EU : CRREM (‘Carbon Risk Real Estate Monitor’) lancia uno Studio per dimostrare come «the European commercial real estate industry needs to decarbonise »

CRREM defines SCIENCE-BASED DECARBONISATION TARGETS AND PATHWAYS SPECIFICALLY FOR THE COMMERCIAL REAL ESTATE INDUSTRY. Targets are consistent with the EU commitment to LIMIT GLOBAL WARMING TO 1.5°C OR 2°C but for the first time, broken down per country and by eight property types

•                    • Current national climate pledges (NDCs) are not enough to meet the Paris goals and could lead to a 2.7 – 3.0°C global warming. More ambitious climate policies are needed and likely to come into force in the future.

•                    • CRREM emission targets and pathways for individual buildings and portfolios are derived by downscaling the remaining 1.5°/2°C consistent global carbon budget to the EU commercial real estate sector, individual countries and subsectors, for example, office or hotel.

•                    • European commercial properties will need to reduce their carbon emissions by more than 80% until 2050.

•                    • The EU commercial real estate sector is 14 years behind schedule: At the current rate of emissions the carbon budget available until 2050 will be fully consumed in 2036.

•                    • The pathways and targets provide benchmarking roadmaps for individual properties, enabling investors to assess the ‘stranding risk’ of their portfolio and pro-actively address the decarbonisation of their assets.

The transition to a ‘low-carbon economy’ comprises of POTENTIAL WRITE-DOWNS and DEVALUATIONS of inefficient real estate assets

•                    • The European real estate industry faces increasing ‘stranding risks’ that could equate to trillions of euros and result in fiduciary responsibilities to implement appropriate countermeasures.

•                    • Stranded assets are properties that will be increasingly exposed to the risk of early economic obsolescence because they will not meet future (regulatory) efficiency standards or market expectations. Buildings exposed to the threat of stranding risk will become less marketable and may require costly refurbishment measures.

STRATEGIC REACTIONS OF THE REAL ESTATE SECTOR TO MITIGATE CLIMATE-RELATED RISKS LAG BEHIND

•                    • Despite a high level of climate-related risk to the real estate industry, strategic response has been protracted and board attention needs further improvement.

•                    • Carbon efficiency assessments remains challenging for many real estate investors as a wide range of carbon accounting methodologies are applied, adding to the complexity and inconsistencies in interpretation.

•                    • CRREM study proposes well-defined guidelines for setting carbon accounting boundaries and reporting scopes, emissions factors, on vs. off-site renewable energy generation, unregulated tenant energy consumption or the climate change impact on heating and cooling demand.

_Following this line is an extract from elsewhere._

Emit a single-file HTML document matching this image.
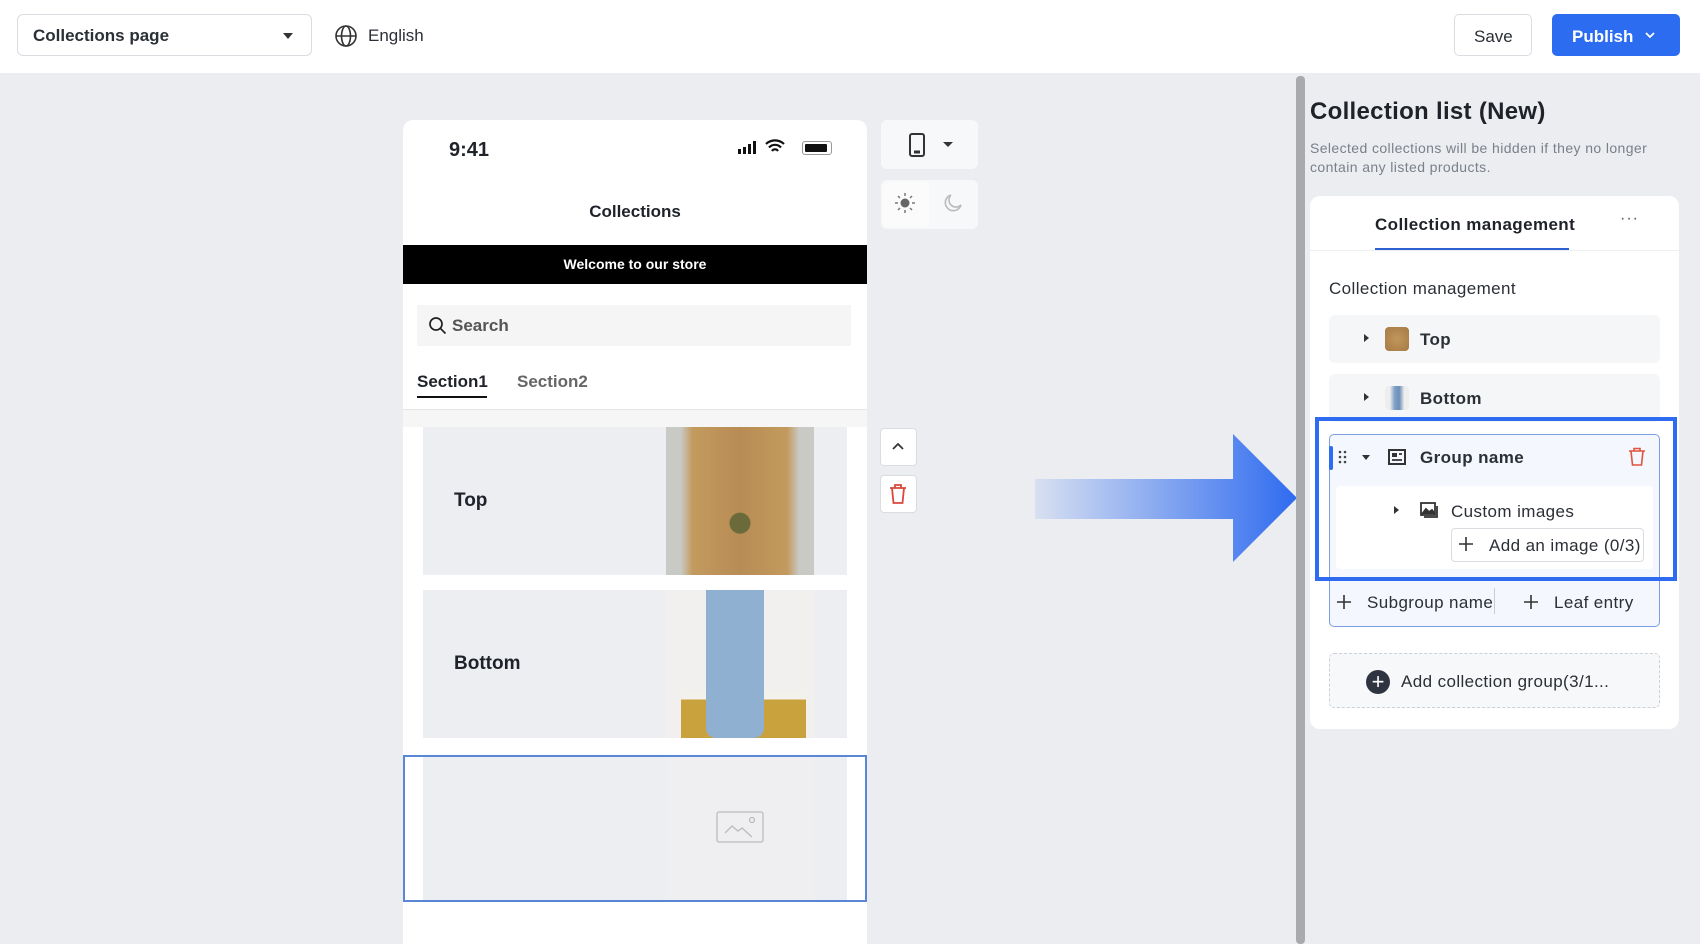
<!DOCTYPE html>
<html><head><meta charset="utf-8"><style>
*{box-sizing:border-box;margin:0;padding:0}
body{width:1700px;height:944px;overflow:hidden;background:#ebedf1;font-family:"Liberation Sans",sans-serif;color:#1f2329;position:relative}
.a{position:absolute}
.top{left:0;top:0;width:1700px;height:73px;background:#fff}
.btn{border:1px solid #d9dce1;border-radius:4px;background:#fff}
.phone{left:403px;top:120px;width:464px;height:824px;background:#fff;border-radius:10px 10px 0 0;overflow:hidden}
.card{background:#eceef2}
.tb{background:#f7f8fa;border-radius:6px}
.row{background:#f5f6f8;border-radius:6px}
.ls{letter-spacing:.4px}
</style></head><body>
<div class="a top"></div>
<div class="a btn" style="left:17px;top:14px;width:295px;height:42px;border-radius:6px"></div>
<div class="a" style="left:33px;top:26px;font-size:17px;font-weight:bold;color:#2b2f36">Collections page</div>
<div class="a" style="left:283px;top:33px;width:0;height:0;border-left:5px solid transparent;border-right:5px solid transparent;border-top:6px solid #333"></div>
<svg class="a" style="left:334px;top:24px" width="24" height="24" viewBox="0 0 24 24" fill="none" stroke="#333" stroke-width="1.6"><circle cx="12" cy="12" r="10"/><ellipse cx="12" cy="12" rx="4.5" ry="10"/><path d="M2 12h20"/></svg>
<div class="a" style="left:368px;top:26px;font-size:17px;color:#2b2f36">English</div>
<div class="a btn" style="left:1454px;top:14px;width:78px;height:42px;border-radius:5px"></div>
<div class="a" style="left:1474px;top:27px;font-size:17px;color:#2b2f36">Save</div>
<div class="a" style="left:1552px;top:14px;width:128px;height:42px;background:#2c6cf0;border-radius:5px"></div>
<div class="a" style="left:1572px;top:27px;font-size:17px;font-weight:bold;color:#fff">Publish</div>
<svg class="a" style="left:1644px;top:30px" width="12" height="10" viewBox="0 0 12 10" fill="none" stroke="#fff" stroke-width="1.8"><path d="M2 3l4 4 4-4"/></svg>

<div class="a phone">
 <div class="a" style="left:46px;top:19px;font-size:20px;font-weight:bold">9:41</div>
 <svg class="a" style="left:335px;top:21px" width="20" height="13"><rect x="0" y="8" width="3" height="5" fill="#111"/><rect x="5" y="6" width="3" height="7" fill="#111"/><rect x="10" y="3" width="3" height="10" fill="#111"/><rect x="15" y="0" width="3" height="13" fill="#111"/></svg>
 <svg class="a" style="left:361px;top:19px" width="22" height="16" viewBox="0 0 22 16" fill="none" stroke="#111" stroke-width="2.2"><path d="M2 5a13 13 0 0118 0M5 8.5a8 8 0 0112 0M8 12a3.5 3.5 0 016 0"/></svg>
 <div class="a" style="left:399px;top:21px;width:30px;height:14px;border:1.5px solid #999;border-radius:3px"><div style="margin:1.5px;width:22px;height:8px;background:#111;border-radius:1px"></div></div>
 <div class="a" style="left:0;top:82px;width:464px;text-align:center;font-size:17px;font-weight:bold">Collections</div>
 <div class="a" style="left:0;top:125px;width:464px;height:39px;background:#000;color:#fff;text-align:center;font-size:14px;font-weight:bold;line-height:39px">Welcome to our store</div>
 <div class="a" style="left:14px;top:185px;width:434px;height:41px;background:#f5f5f5"></div>
 <svg class="a" style="left:25px;top:196px" width="20" height="20" viewBox="0 0 20 20" fill="none" stroke="#222" stroke-width="1.7"><circle cx="8" cy="8" r="6"/><path d="M12.5 12.5l5 5"/></svg>
 <div class="a" style="left:49px;top:196px;font-size:17px;font-weight:bold;color:#555">Search</div>
 <div class="a" style="left:14px;top:252px;font-size:17px;font-weight:bold">Section1</div>
 <div class="a" style="left:14px;top:276px;width:70px;height:2px;background:#111"></div>
 <div class="a" style="left:114px;top:252px;font-size:17px;font-weight:bold;color:#666">Section2</div>
 <div class="a" style="left:0;top:289px;width:464px;height:18px;background:#f6f6f6;border-top:1px solid #e6e6e6"></div>
 <div class="a card" style="left:20px;top:307px;width:424px;height:148px"></div>
 <div class="a" style="left:51px;top:370px;font-size:19px;font-weight:bold">Top</div>
 <div class="a" style="left:263px;top:307px;width:148px;height:148px;background:radial-gradient(circle at 50% 65%,#6b6a3a 0 10px,transparent 11px),linear-gradient(90deg,#c9cac5 0 10%,#c39a5e 18%,#b88c55 50%,#c39a5e 82%,#c9cac5 90%)"></div>
 <div class="a card" style="left:20px;top:470px;width:424px;height:148px"></div>
 <div class="a" style="left:51px;top:533px;font-size:19px;font-weight:bold">Bottom</div>
 <div class="a" style="left:263px;top:470px;width:148px;height:148px;background:#f1f0ee"><div class="a" style="left:15px;top:100px;width:125px;height:48px;background:linear-gradient(#f3f1ec 0 20%,#c9a23d 20%)"></div><div class="a" style="left:40px;top:0;width:58px;height:148px;background:#8fb0d0;border-radius:0 0 10px 10px"></div></div>
 <div class="a" style="left:0;top:635px;width:464px;height:147px;border:2px solid #5a86d6"></div>
 <div class="a card" style="left:20px;top:637px;width:424px;height:143px"></div>
 <div class="a" style="left:263px;top:637px;width:148px;height:143px;background:#efeff1"></div>
 <svg class="a" style="left:313px;top:691px" width="48" height="32" viewBox="0 0 48 32" fill="none" stroke="#bbb" stroke-width="1.3"><rect x="1" y="1" width="46" height="30" rx="2"/><path d="M9 22l7-7 6 5 4-3 10 9"/><circle cx="36" cy="9" r="2.5"/></svg>
</div>

<div class="a tb" style="left:881px;top:120px;width:97px;height:49px"></div>
<svg class="a" style="left:908px;top:132px" width="18" height="26" viewBox="0 0 18 26" fill="none" stroke="#333" stroke-width="2"><rect x="2" y="2" width="14" height="22" rx="2"/><path d="M6 20h6" stroke-width="3"/></svg>
<div class="a" style="left:943px;top:142px;border-left:5px solid transparent;border-right:5px solid transparent;border-top:5px solid #333"></div>
<div class="a tb" style="left:881px;top:180px;width:97px;height:49px"></div>
<div class="a" style="left:883px;top:182px;width:46px;height:45px;background:#fbfbfc;border-radius:5px"></div>
<svg class="a" style="left:894px;top:192px" width="22" height="22" viewBox="0 0 22 22" fill="#666" stroke="#777" stroke-width="1.5"><circle cx="11" cy="11" r="4.5" stroke="none"/><path d="M11 1v3M11 18v3M1 11h3M18 11h3M4 4l2 2M16 16l2 2M4 18l2-2M16 6l2-2"/></svg>
<svg class="a" style="left:943px;top:193px" width="20" height="20" viewBox="0 0 20 20" fill="none" stroke="#bbb" stroke-width="1.6"><path d="M8 2a8 8 0 1010 10A7 7 0 018 2z"/></svg>
<div class="a btn" style="left:880px;top:428px;width:37px;height:38px"></div>
<svg class="a" style="left:890px;top:440px" width="16" height="12" viewBox="0 0 16 12" fill="none" stroke="#333" stroke-width="1.7"><path d="M3 9l5-5 5 5"/></svg>
<div class="a btn" style="left:880px;top:475px;width:37px;height:38px"></div>
<svg class="a" style="left:888px;top:483px" width="20" height="22" viewBox="0 0 20 22" fill="none" stroke="#d9473d" stroke-width="1.8"><path d="M2 5h16M7 5V2h6v3M4 5l1.5 15h9L16 5"/></svg>

<svg class="a" style="left:1035px;top:434px" width="262" height="128" viewBox="0 0 262 128"><defs><linearGradient id="g" x1="0" x2="1"><stop offset="0" stop-color="#2f6bf0" stop-opacity=".1"/><stop offset="1" stop-color="#2f6bf0"/></linearGradient></defs><path d="M0 45h198V0l64 64-64 64V85H0z" fill="url(#g)"/></svg>

<div class="a" style="left:1296px;top:76px;width:9px;height:868px;background:#a9aaad;border-radius:4px"></div>

<div class="a" style="left:1310px;top:98px;font-size:24px;font-weight:bold;color:#1f2329;letter-spacing:.3px">Collection list (New)</div>
<div class="a ls" style="left:1310px;top:139px;font-size:14px;line-height:19px;color:#7a8089;width:380px;white-space:nowrap">Selected collections will be hidden if they no longer<br>contain any listed products.</div>
<div class="a" style="left:1310px;top:196px;width:369px;height:533px;background:#fff;border-radius:10px"></div>
<div class="a ls" style="left:1375px;top:215px;font-size:17px;font-weight:bold">Collection management</div>
<div class="a" style="left:1375px;top:248px;width:194px;height:2px;background:#2c5fcf"></div>
<div class="a" style="left:1310px;top:250px;width:369px;height:1px;background:#eceef1"></div>
<div class="a" style="left:1620px;top:210px;font-size:16px;color:#555;letter-spacing:1px">···</div>
<div class="a ls" style="left:1329px;top:279px;font-size:17px;color:#2b2f36">Collection management</div>

<div class="a row" style="left:1329px;top:315px;width:331px;height:48px"></div>
<div class="a" style="left:1364px;top:334px;border-top:4px solid transparent;border-bottom:4px solid transparent;border-left:5px solid #333"></div>
<div class="a" style="left:1385px;top:327px;width:24px;height:24px;border-radius:4px;background:radial-gradient(circle,#c2965a,#a57a45)"></div>
<div class="a ls" style="left:1420px;top:330px;font-size:17px;font-weight:bold;color:#2b2f36">Top</div>
<div class="a row" style="left:1329px;top:374px;width:331px;height:48px"></div>
<div class="a" style="left:1364px;top:393px;border-top:4px solid transparent;border-bottom:4px solid transparent;border-left:5px solid #333"></div>
<div class="a" style="left:1385px;top:386px;width:24px;height:24px;border-radius:4px;background:linear-gradient(90deg,#eee 20%,#7fa1c6 40%,#6d8fb8 60%,#eee 80%)"></div>
<div class="a ls" style="left:1420px;top:389px;font-size:17px;font-weight:bold;color:#2b2f36">Bottom</div>

<div class="a" style="left:1329px;top:434px;width:331px;height:193px;border:1.5px solid #7d9ee0;border-radius:5px;background:#f4f7fd"></div>
<div class="a" style="left:1329px;top:446px;width:4px;height:24px;background:#2c6cf0;border-radius:2px"></div>
<svg class="a" style="left:1338px;top:450px" width="10" height="14"><g fill="#444"><circle cx="2" cy="2" r="1.3"/><circle cx="7" cy="2" r="1.3"/><circle cx="2" cy="7" r="1.3"/><circle cx="7" cy="7" r="1.3"/><circle cx="2" cy="12" r="1.3"/><circle cx="7" cy="12" r="1.3"/></g></svg>
<div class="a" style="left:1362px;top:455px;border-left:4.5px solid transparent;border-right:4.5px solid transparent;border-top:5px solid #333"></div>
<svg class="a" style="left:1388px;top:449px" width="18" height="16" viewBox="0 0 18 16"><rect x="1" y="1" width="16" height="14" fill="none" stroke="#333" stroke-width="2"/><rect x="4" y="4" width="5" height="4" fill="#333"/><path d="M11 5h3M4 11h10" stroke="#333" stroke-width="1.8"/></svg>
<div class="a ls" style="left:1420px;top:448px;font-size:17px;font-weight:bold;color:#2b2f36">Group name</div>
<svg class="a" style="left:1628px;top:447px" width="18" height="20" viewBox="0 0 18 20" fill="none" stroke="#e0533f" stroke-width="1.6"><path d="M1 4h16M6 4V1.5h6V4M3 4l1.5 14h9L15 4"/></svg>
<div class="a" style="left:1336px;top:486px;width:317px;height:83px;background:#fff;border-radius:4px"></div>
<div class="a" style="left:1394px;top:506px;border-top:4px solid transparent;border-bottom:4px solid transparent;border-left:5px solid #333"></div>
<svg class="a" style="left:1420px;top:502px" width="18" height="16" viewBox="0 0 18 16" fill="none" stroke="#333" stroke-width="1.8"><rect x="1" y="1" width="14" height="12"/><path d="M2 12l4-5 3 3 3-2 3 4" fill="#333"/><path d="M17 4v11H4"/></svg>
<div class="a ls" style="left:1451px;top:502px;font-size:17px;color:#2b2f36">Custom images</div>
<div class="a" style="left:1451px;top:528px;width:193px;height:34px;border:1px solid #d9dce1;border-radius:4px;background:#fff"></div>
<svg class="a" style="left:1458px;top:536px" width="16" height="16" stroke="#333" stroke-width="1.6"><path d="M8 1v14M1 8h14"/></svg>
<div class="a ls" style="left:1489px;top:536px;font-size:17px;color:#2b2f36">Add an image (0/3)</div>
<div class="a" style="left:1315px;top:417px;width:362px;height:164px;border:4px solid #2f6bf0"></div>
<svg class="a" style="left:1336px;top:594px" width="16" height="16" stroke="#333" stroke-width="1.6"><path d="M8 1v14M1 8h14"/></svg>
<div class="a ls" style="left:1367px;top:593px;font-size:17px;color:#2b2f36">Subgroup name</div>
<div class="a" style="left:1494px;top:588px;width:1px;height:26px;background:#ccc"></div>
<svg class="a" style="left:1523px;top:594px" width="16" height="16" stroke="#333" stroke-width="1.6"><path d="M8 1v14M1 8h14"/></svg>
<div class="a ls" style="left:1554px;top:593px;font-size:17px;color:#2b2f36">Leaf entry</div>

<div class="a" style="left:1329px;top:653px;width:331px;height:55px;border:1.5px dashed #ccd0d6;border-radius:5px;background:#f7f8fa"></div>
<div class="a" style="left:1366px;top:670px;width:24px;height:24px;border-radius:50%;background:#2f3540;color:#fff;text-align:center;font-size:22px;line-height:23px">+</div>
<div class="a ls" style="left:1401px;top:672px;font-size:17px;color:#2b2f36">Add collection group(3/1...</div>
</body></html>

•                    • Besides emissions resulting from the operation of buildings, the embodied carbon (of energetic retrofits) will become increasingly important as the electricity grid decarbonises and additional carbon savings must be realised to meet 2050 targets

•                    • CRREM offers a comprehensive framework of strategies for investors to manage and avoid carbon risk.